Validating Foreign Policy Folly

It’s an election year in wartime, and right now we seem to be having a real debate about American foreign policy. All three of the remaining contenders have been talking about Iraq for months, all have been touting their credentials to be commander in chief, and all have given major speeches mapping out their views.

But don’t be misled. Instead of a real debate, we’re having a make-believe one. The make-believe is the suggestion that there are clear, profound differences among the candidates. In reality, they represent a range that, on a color palette, would range not from red to blue but from cream to taupe.

It’s true they have staked out distinctive positions on the Iraq war. John McCain was for it at the beginning and always will be. Barack Obama was against it from the start and hasn’t budged. Hillary Clinton voted to authorize it but now wants to get out. They have also bickered over issues such as whether to negotiate with dictators and whether to go into Pakistan after Osama bin Laden.

Those disagreements are not trivial. It’s safe to say a Democratic president would handle Iraq differently than a Republican one. But it’s worth remembering what helped to get us into Iraq: a bipartisan consensus on foreign policy that favors U.S. military intervention abroad whenever we may be able to accomplish something that looks appealing. That was our national approach under the past three presidents, and it’s a safe bet it will be our approach under the next one.

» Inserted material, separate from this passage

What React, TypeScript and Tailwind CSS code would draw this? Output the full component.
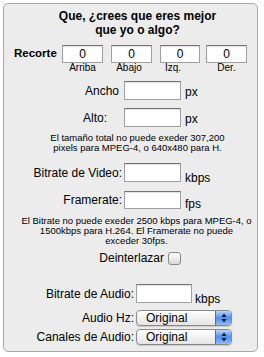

During the early 1990s, McCain was wary of the use of American military power. But he supported sending American peacekeeping forces to Bosnia in 1995. When a civil war erupted in Kosovo in 1999, he became a fervent voice for using American bombers and even ground troops against Yugoslavia — this when House Republicans were voting against giving President Clinton authority to go to war.

Soon after, McCain was urging a "rogue state rollback" policy. "We must be prepared," he said, to apply "military force when the continued existence of such rogue states threatens America’s interests and values." Hmm. Whatever happened to that idea?

McCain’s positions bear an eerie resemblance to those of Hillary Clinton, who vigorously favored her husband’s decision to act in the Balkans. "I urged him to bomb," she said later. "You cannot let this go on at the end of a century that has seen the major holocaust of our time."

Her impulse to improve the world at the point of a gun was also on display in the run-up to the Iraq invasion. Besides supporting the war resolution, Clinton often sounded like a crusading neoconservative, envisioning that Iraq would be a "model for other Middle Eastern countries" that would "shake the foundations of autocracy."

If Barack Obama is averse to fighting wars to spread democracy or to advance other noble purposes, he hasn’t let on. He claims the United States has a "moral obligation" to act against "genocide" in Darfur, and he supports sending NATO forces to stop the bloodshed. One of his chief foreign policy advisers — until she resigned over calling Clinton a "monster" — was Samantha Power, a self-described "humanitarian hawk," who excoriated Bill Clinton for ruling out U.S. military action in Rwanda in 1994.

In a recent speech, Obama rejected the idea of cutting back our expansive role in the world. "We can choose the path of disengagment," he scoffed, "and cede our leadership."

Attitudes like that got us involved in the Balkans, where we had no national interest at stake; in Somalia, where we found ourselves fighting a war we didn’t anticipate; and in Haiti, where our good intentions accomplished very little. Iraq, where conservatives turned idealistic liberal ideas to their own ends, was the ruinous culmination of that approach.

If there has been a flaw in U.S. foreign policy in recent years, it has not been an excess of disengagement, but the opposite: an irrepressible urge to use force for purposes that do not enhance our security but expose us to needless risk. The result has been that we find ourselves with more enemies, weakened influence, higher costs, greater strains on our military and less safety.

After the Iraq debacle, you would think our leaders would be willing to undertake a fundamental examination of the long-established and broad-based folly that made it possible. Not a chance.